Curators at the Musée Picasso have taken on the daunting task of teaming two titans of 20th-century art in the exhibition Picasso-Giacometti(until 5 February 2017). It is the first joint show dedicated to these champions of Modernism. The result is a striking and significant analysis of the technical and thematic parallels across both artists’ painting, drawing and sculpture. “From their first encounter at the beginning of the 1930s to their intense dialogues after World War II, the two artists never ceased exchanging [views] on their creations and argued about the return of Realism,” the organisers say. There are plenty of eye-opening juxtapositions including the pairing of Picasso’s sculpture La Femme Enceinte, deuxième état (1950) with Giacometti’s Grande Femme (1958).
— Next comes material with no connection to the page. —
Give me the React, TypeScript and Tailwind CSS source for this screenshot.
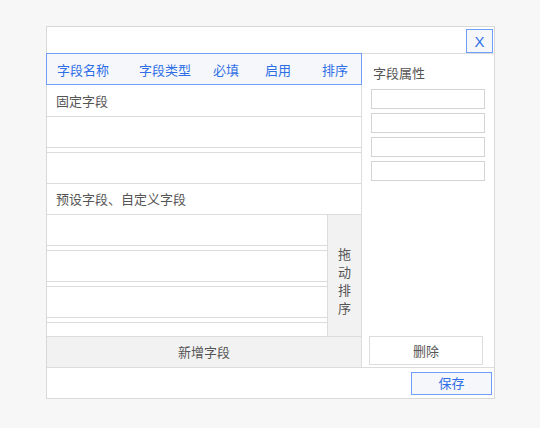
const columns = [
  { label: '字段名称', w: 'w-[82px]' },
  { label: '字段类型', w: 'w-[74px]' },
  { label: '必填', w: 'w-[52px]' },
  { label: '启用', w: 'w-[57px]' },
  { label: '排序', w: 'w-[30px]' },
]

function Spacer() {
  return <div className="h-[5px] shrink-0 border-b border-[#dcdcdc]" />
}

function Item() {
  return <div className="h-[31px] shrink-0 border-b border-[#dcdcdc]" />
}

export default function App() {
  return (
    <div className="h-[428px] w-[540px] bg-[#f7f7f7] pl-[46px] pt-[26px] font-['Noto_Sans_CJK_SC','Noto_Sans',sans-serif] text-[13px] text-[#555]">
      <div className="flex h-[373px] w-[449px] flex-col border border-[#d8d8d8] bg-white">
        {/* top bar */}
        <div className="flex h-[27px] shrink-0 justify-end border-b border-[#dcdcdc] pr-px pt-[2px]">
          <button className="flex h-[24px] w-[27px] items-center justify-center border border-[#6e9ef5] bg-[#f5f7fa] font-['Liberation_Sans',sans-serif] text-[15px] leading-none text-[#2f6fe6]">
            X
          </button>
        </div>

        <div className="flex min-h-0 flex-1">
          {/* left column */}
          <div className="flex w-[315px] shrink-0 flex-col border-r border-[#dcdcdc]">
            <div className="-ml-px -mt-px flex h-[32px] w-[316px] shrink-0 items-center border border-[#6e9ef5] bg-[#f5f7fa] pl-[10px] pt-[2px] text-[#2f6fe6]">
              {columns.map((c) => (
                <span key={c.label} className={`${c.w} shrink-0 whitespace-nowrap`}>
                  {c.label}
                </span>
              ))}
            </div>
            <div className="flex h-[32px] shrink-0 items-center border-b border-[#dcdcdc] pl-[9px]">固定字段</div>
            <Item />
            <Spacer />
            <Item />
            <div className="flex h-[31px] shrink-0 items-center border-b border-[#dcdcdc] pl-[9px]">预设字段、自定义字段</div>

            <div className="flex min-h-0 flex-1">
              <div className="flex min-w-0 flex-1 flex-col overflow-hidden">
                <Item />
                <Spacer />
                <Item />
                <Spacer />
                <Item />
                <Spacer />
                <Item />
              </div>
              <div className="flex w-[34px] shrink-0 items-center justify-center border-l border-[#dcdcdc] bg-[#f2f2f2] pt-[10px]">
                <span className="flex flex-col items-center leading-[18px]">
                  <span>拖</span>
                  <span>动</span>
                  <span>排</span>
                  <span>序</span>
                </span>
              </div>
            </div>

            <div className="flex h-[31px] shrink-0 items-center justify-center border-t border-[#dcdcdc] bg-[#f2f2f2]">
              新增字段
            </div>
          </div>

          {/* right panel */}
          <div className="flex flex-1 flex-col pl-[9px] pt-[9px]">
            <div className="h-[20px] pl-[2px] leading-[20px]">字段属性</div>
            <div className="mt-[6px] flex flex-col gap-[4px]">
              {[0, 1, 2, 3].map((i) => (
                <div key={i} className="h-[20px] w-[114px] border border-[#d4d4d4] bg-white" />
              ))}
            </div>
            <div className="flex-1" />
            <button className="-ml-[2px] mb-[2px] flex h-[29px] w-[114px] items-center justify-center border border-[#dcdcdc] bg-white text-[#555]">
              删除
            </button>
          </div>
        </div>

        {/* footer */}
        <div className="flex h-[31px] shrink-0 items-center justify-end border-t border-[#dcdcdc] pr-[2px]">
          <button className="flex h-[23px] w-[81px] items-center justify-center border border-[#6e9ef5] bg-[#f5f7fa] text-[#2f6fe6]">
            保存
          </button>
        </div>
      </div>
    </div>
  )
}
The Polish-born artist Alicja Kwade has transformed Galerie Kamel Mennour’s in her show In Aporie (until 26 November) by hanging a series of antique clock weights from the ceiling. The found-object piece, titled Going Through Weakness (2009-16), makes the visitor ponder how the body moves through space and time. For another series of sculptures, Kwade has carved 21st-century objects, such as an iPhone, into century-old rocks, bridging the present and ancient past in a quirky and adroit way. Seeing a block of granite suspended in mid-air, weighed down by a single book, also takes the breath away (Heavy Weight of Hindsight, 2016), proof that Kwade defies not just expectations, but also gravity.